We might fast to be in solidarity with hungry people around the world. I read this week that in northeast Nigeria, where Boko Haram has control and famine is increasing thanks to climate change, drought and political instability, there are virtually no children under the age of 5. The vulnerable – the young and old and ill – die first in famine. No children left under the age of 5 in northeast Nigeria. I read that and was just paralyzed. Giving up sugar for Lent just sounds silly in the face of that hunger. But each time I want something sweet, and remember I have a choice, if I take each moment of want as an opportunity to pray for people in Nigeria, there could be purpose in my fast.
Fasting from something – whether it’s candy or candy crush, offers us emptiness. Emptiness, which we are naturally inclined to fill. Emptiness, like wilderness, holy, bare ground. Lent is our invitation to dwell in the emptiness that follows us through all the ups and downs of our lives. The emptiness of broken hearts, broken bodies, broken relationships, broken dreams, broken promises. Our natural reaction to the emptiness of emotional pain is to distract ourselves, and we have sugar, alcohol, television, gambling and a zillion other places to run to.
Lent’s fasting is a journey of recovery as we move toward resurrection. Like a teenager entering the wilderness alone as a rite of passage into adulthood, we strike out into Lent’s desert for the risk and for the reward.
We come to church to feel close to God – God is everywhere, but it can be easier to feel God’s presence here. And for many people, God is easier to feel in the tangible stories of Jesus. In Lent we particularly tune in to Jesus’ physical, fleshy, incarnate being. All of us with bodies can share the experience of hunger.
How hungry would you be after 40 days of fasting? On which day would your stomach stop growling and simply shut down? I did a cleansing fast for a week – not zero intake, but pretty close to zero. It was so hard, I was hungry throughout the week. I’ve heard that after enough days of fasting, people lose their desire for food, their stomachs stop growling. Mine didn’t. In fact, that week I thought about food pretty much all the time. Which is unfortunate if we’re fasting to achieve some spiritual transcendence from our bodies!
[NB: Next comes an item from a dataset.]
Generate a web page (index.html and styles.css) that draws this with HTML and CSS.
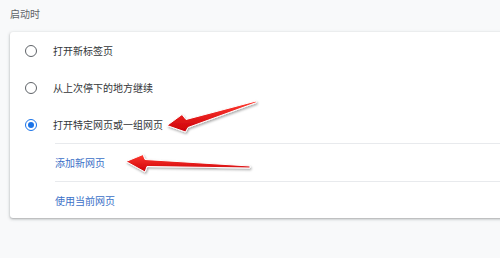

But splitting our spirits from our bodies really doesn’t work, because we are both spirit and flesh, and we are divinely designed this way.
But my week of fasting did give me innumerable occasions to consider my hunger. How often I think I’m hungry, but I’m really bored. Or tired. Or anxious. How often when I crave chocolate, I’m tired and looking for a boost. How often when I crave mashed potatoes, what I really want is calm and comfort.
What are you hungry for today?
What fuels your hunger?
What soothes your hunger?
We are called to Lent’s holy ground, to the wilderness, to see ourselves bare, to surrender our pretenses and face into our emptiness. This is not a journey for the faint of heart, but for all of us who fear and can claim our fear. For us who long, and can claim our longing. We will never walk this journey alone. Amen.